SEOUL, Dec. 3 (Korea Bizwire) — Expectations that South Korea will achieve 3 percent growth and per capita income of US$30,000 are on the rise for 2018 fueled by the strengthening of the global economy, market watchers said Sunday.
Observers said that the upbeat forecast is based on gains in exports in the new year and a rise in domestic consumption that is critical for growth.
The International Monetary Fund (IMF), the Organization for Economic Cooperation and Development (OECD), the Korea Institute for Industrial Economics and Trade (KIET) and Korea Capital Market Institute all estimated that Asia’s fourth-largest economy will grow 3 percent in the new year following similar growth in 2017.
Of note is that the IMF, OECD and KIET, as well as the Bank of Korea (BOK), have all recently marked up their growth estimates for 2018 compared with earlier in the year.
BOK Gov. Lee Ju-yeol said last week after the Monetary Policy Committee met that South Korea’s growth rate will be on par with its growth potential in 2018, thanks mainly to global economic recovery trends.
The country’s gross domestic product advanced 1.5 percent in the third quarter so unless growth falls into negative territory in the October-December period, 3 percent growth is assured.
In regards to gross national income (GNI) that has stayed fixed in the $20,000 range since 2006 and stood at $27,561 last year, experts said that the strengthening of the Korean won to the U.S. dollar could help push up numbers next year, especially if worldwide growth stays on course.
Both the IMF and OECD are predicting global growth of 3.7 percent in the new year, up 0.1 percentage point from 2017.
This can lead to more trade that is beneficial for a export driven economy like South Korea.
In addition many economists are betting that private spending will rise in 2018, which can bolster growth that can lead to sustainable growth.

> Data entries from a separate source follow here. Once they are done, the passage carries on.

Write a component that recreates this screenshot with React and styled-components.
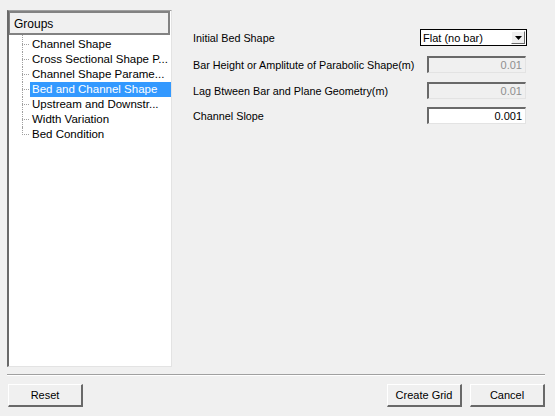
import React from 'react';
import styled, { createGlobalStyle } from 'styled-components';

const GlobalStyle = createGlobalStyle`
    html, body {
        margin: 0;
        padding: 0;
        background: #f0f0f0;
    }
    body {
        font-family: "Liberation Sans", Arial, sans-serif;
        font-size: 11px;
        color: #000;
    }
`;

const Dialog = styled.div`
    width: 555px;
    height: 416px;
    background: #f0f0f0;
    display: flex;
    flex-direction: column;
    box-sizing: border-box;
`;

const Body = styled.div`
    display: flex;
    padding: 10px 0 0 7px;
    height: 367px;
    box-sizing: border-box;
`;

const TreePanel = styled.div`
    width: 165px;
    height: 357px;
    box-sizing: border-box;
    background: #fff;
    border-left: 2px solid #696969;
    border-top: 1px solid #a0a0a0;
    border-right: 1px solid #e3e3e3;
    border-bottom: 1px solid #e3e3e3;
    display: flex;
    flex-direction: column;
`;

const TreeHeader = styled.div`
    height: 24px;
    box-sizing: border-box;
    background: #f0f0f0;
    border: 2px solid #828282;
    border-left-width: 1px;
    margin-right: 1px;
    padding: 4px 0 0 4px;
    font-size: 12px;
`;

const TreeList = styled.ul`
    list-style: none;
    margin: 2px 0 0 0;
    padding: 0 0 0 13px;
`;

const TreeItem = styled.li`
    display: flex;
    align-items: center;
    height: 15px;
    position: relative;
    &::before {
        content: '';
        width: 7px;
        border-top: 1px dotted #a0a0a0;
        margin-right: 1px;
        flex-shrink: 0;
    }
    &::after {
        content: '';
        position: absolute;
        left: 0;
        top: ${p => (p.$first ? '-2px' : '0')};
        height: ${p => (p.$last ? '8px' : p.$first ? '17px' : '15px')};
        border-left: 1px dotted #a0a0a0;
    }
`;

const ItemText = styled.span`
    flex: 1;
    height: 15px;
    line-height: 15px;
    padding-left: 2px;
    white-space: nowrap;
    overflow: hidden;
    font-size: 11.5px;
    background: ${p => (p.$selected ? '#3399ff' : 'transparent')};
    color: ${p => (p.$selected ? '#fff' : '#000')};
`;

const FormPanel = styled.div`
    flex: 1;
    padding: 19px 28px 0 21px;
    display: flex;
    flex-direction: column;
`;

const FormRow = styled.div`
    display: flex;
    align-items: center;
    justify-content: space-between;
    height: 17px;
    margin-bottom: ${p => p.$gap || 9}px;
`;

const Label = styled.span`
    white-space: nowrap;
    font-size: 10.8px;
`;

const Combo = styled.div`
    width: 107px;
    height: 17px;
    box-sizing: border-box;
    background: #fff;
    border: 1px solid #000;
    display: flex;
    align-items: center;
    padding-left: 2px;
    justify-content: space-between;
`;

const ComboButton = styled.div`
    width: 14px;
    height: 13px;
    margin-right: 1px;
    box-sizing: border-box;
    background: #f0f0f0;
    border-top: 1px solid #fff;
    border-left: 1px solid #fff;
    border-right: 1px solid #696969;
    border-bottom: 1px solid #696969;
    display: flex;
    align-items: center;
    justify-content: center;
`;

const NumberBox = styled.div`
    width: 99px;
    height: 17px;
    margin-right: 1px;
    box-sizing: border-box;
    background: ${p => (p.$disabled ? '#f0f0f0' : '#fff')};
    color: ${p => (p.$disabled ? '#8f8f8f' : '#000')};
    border-top: 2px solid #696969;
    border-left: 2px solid #696969;
    border-right: 1px solid #e3e3e3;
    border-bottom: 1px solid #e3e3e3;
    text-align: right;
    padding-right: 3px;
    line-height: 14px;
`;

const Separator = styled.div`
    margin: 7px 10px 0 7px;
    border-top: 1px solid #a0a0a0;
    border-bottom: 1px solid #fff;
`;

const ButtonBar = styled.div`
    display: flex;
    padding: 8px 10px 0 8px;
    gap: 8px;
`;

const Spacer = styled.div`
    flex: 1;
`;

const Button = styled.button`
    width: 75px;
    height: 23px;
    box-sizing: border-box;
    background: #f0f0f0;
    font-family: "Liberation Sans", Arial, sans-serif;
    font-size: 11px;
    color: #000;
    border-top: 1px solid #fff;
    border-left: 1px solid #fff;
    border-right: 2px solid #696969;
    border-bottom: 2px solid #696969;
    padding: 0;
`;

const groups = [
    'Channel Shape',
    'Cross Sectional Shape P...',
    'Channel Shape Parame...',
    'Bed and Channel Shape',
    'Upstream and Downstr...',
    'Width Variation',
    'Bed Condition',
];

export default function App() {
    return (
        <Dialog>
            <GlobalStyle />
            <Body>
                <TreePanel>
                    <TreeHeader>Groups</TreeHeader>
                    <TreeList>
                        {groups.map((g, i) => (
                            <TreeItem key={g} $first={i === 0} $last={i === groups.length - 1}>
                                <ItemText $selected={i === 3}>{g}</ItemText>
                            </TreeItem>
                        ))}
                    </TreeList>
                </TreePanel>
                <FormPanel>
                    <FormRow $gap={10}>
                        <Label>Initial Bed Shape</Label>
                        <Combo>
                            <span>Flat (no bar)</span>
                            <ComboButton>
                                <svg width="7" height="4" viewBox="0 0 7 4">
                                    <path d="M0 0 H7 L3.5 4 Z" fill="#000" />
                                </svg>
                            </ComboButton>
                        </Combo>
                    </FormRow>
                    <FormRow>
                        <Label>Bar Height or Amplitute of Parabolic Shape(m)</Label>
                        <NumberBox $disabled>0.01</NumberBox>
                    </FormRow>
                    <FormRow $gap={8}>
                        <Label>Lag Btween Bar and Plane Geometry(m)</Label>
                        <NumberBox $disabled>0.01</NumberBox>
                    </FormRow>
                    <FormRow>
                        <Label>Channel Slope</Label>
                        <NumberBox>0.001</NumberBox>
                    </FormRow>
                </FormPanel>
            </Body>
            <Separator />
            <ButtonBar>
                <Button>Reset</Button>
                <Spacer />
                <Button>Create Grid</Button>
                <Button>Cancel</Button>
            </ButtonBar>
        </Dialog>
    );
}
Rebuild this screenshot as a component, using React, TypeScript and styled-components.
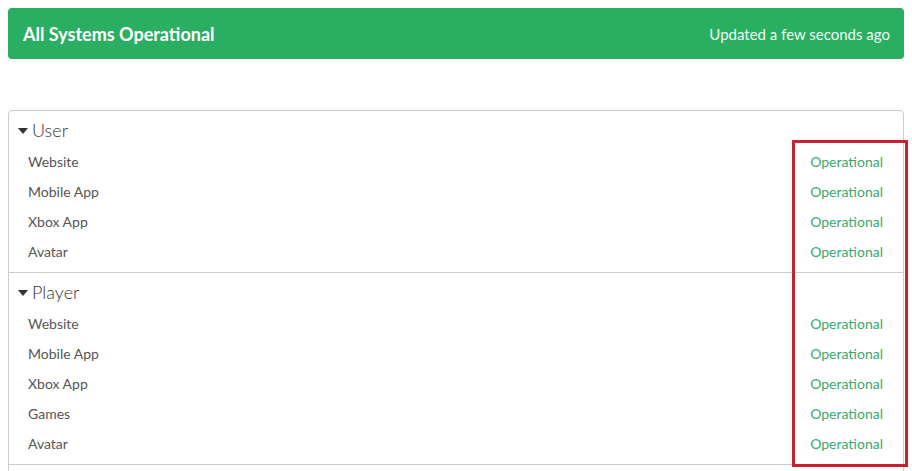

Despite such upbeat expectations, there are some that point out that overall growth may be affected by weaker facility and construction sector investments, with such developments impacting the GDP in particular.
Ju Won, a senior researcher at the Hyundai Research Institute, said that GNI of $30,000 is likely at the present pace although growth may not necessarily reach 3 percent.

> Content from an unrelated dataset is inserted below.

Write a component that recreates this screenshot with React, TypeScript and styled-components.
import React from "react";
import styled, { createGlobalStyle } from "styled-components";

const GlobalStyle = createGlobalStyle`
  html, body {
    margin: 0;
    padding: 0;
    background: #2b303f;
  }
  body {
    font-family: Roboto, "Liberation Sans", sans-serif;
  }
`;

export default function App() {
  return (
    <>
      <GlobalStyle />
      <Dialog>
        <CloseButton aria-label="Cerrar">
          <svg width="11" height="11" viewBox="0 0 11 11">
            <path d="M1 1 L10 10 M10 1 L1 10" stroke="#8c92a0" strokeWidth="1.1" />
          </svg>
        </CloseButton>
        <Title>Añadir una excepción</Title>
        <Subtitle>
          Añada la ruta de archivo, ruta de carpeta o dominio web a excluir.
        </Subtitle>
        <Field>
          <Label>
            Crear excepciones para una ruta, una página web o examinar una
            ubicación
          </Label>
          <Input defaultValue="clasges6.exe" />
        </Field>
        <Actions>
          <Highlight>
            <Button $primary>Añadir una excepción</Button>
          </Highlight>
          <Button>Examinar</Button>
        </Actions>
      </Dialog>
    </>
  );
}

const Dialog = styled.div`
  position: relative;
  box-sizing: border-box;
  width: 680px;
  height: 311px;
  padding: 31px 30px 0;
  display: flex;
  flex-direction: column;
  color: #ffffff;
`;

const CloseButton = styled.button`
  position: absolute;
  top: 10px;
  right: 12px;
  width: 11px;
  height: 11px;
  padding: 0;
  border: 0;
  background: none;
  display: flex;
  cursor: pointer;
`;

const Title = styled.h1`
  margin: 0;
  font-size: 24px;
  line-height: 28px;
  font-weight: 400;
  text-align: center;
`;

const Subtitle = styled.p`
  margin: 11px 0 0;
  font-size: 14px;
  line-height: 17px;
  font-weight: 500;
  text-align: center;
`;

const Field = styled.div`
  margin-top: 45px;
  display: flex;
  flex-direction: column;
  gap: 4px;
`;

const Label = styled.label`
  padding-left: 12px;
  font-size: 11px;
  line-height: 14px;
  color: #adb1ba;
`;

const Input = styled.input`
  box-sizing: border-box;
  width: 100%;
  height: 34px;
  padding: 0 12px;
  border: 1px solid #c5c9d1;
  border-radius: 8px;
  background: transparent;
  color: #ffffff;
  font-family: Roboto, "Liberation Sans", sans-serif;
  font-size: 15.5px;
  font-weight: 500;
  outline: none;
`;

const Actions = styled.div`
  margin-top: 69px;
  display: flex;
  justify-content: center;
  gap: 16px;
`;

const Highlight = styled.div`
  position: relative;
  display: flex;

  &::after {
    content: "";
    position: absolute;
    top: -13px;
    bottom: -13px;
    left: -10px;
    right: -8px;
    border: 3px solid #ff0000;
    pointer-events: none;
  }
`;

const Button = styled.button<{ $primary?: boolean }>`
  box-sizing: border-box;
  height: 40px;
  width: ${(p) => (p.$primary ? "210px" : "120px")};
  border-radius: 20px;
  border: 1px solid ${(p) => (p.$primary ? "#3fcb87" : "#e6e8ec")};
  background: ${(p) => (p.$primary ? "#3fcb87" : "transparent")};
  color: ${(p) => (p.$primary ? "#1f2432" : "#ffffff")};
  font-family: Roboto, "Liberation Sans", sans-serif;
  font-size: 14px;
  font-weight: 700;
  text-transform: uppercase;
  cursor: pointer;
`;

He said that exports will remain the growth engine, but domestic consumption may not meet expectations that can hurt the overall economy.
The HRI researcher, in particular, raised concerns about the fallouts from rising crude prices, interest rates and the Korean won.
Other factors, such as a mounting household debt that surpassed the 1,400 trillion-won (US$1.29 trillion) mark in September, are things that can pour cold water on growth.
“Depending on future developments, there is a chance that the recent economic recovery may be short-lived,” he claimed, adding that worrisome unemployment data could weigh down the economy. In October, youth unemployment stood at 8.6 percent, with the “real term” jobless rate standing at 21.7 percent.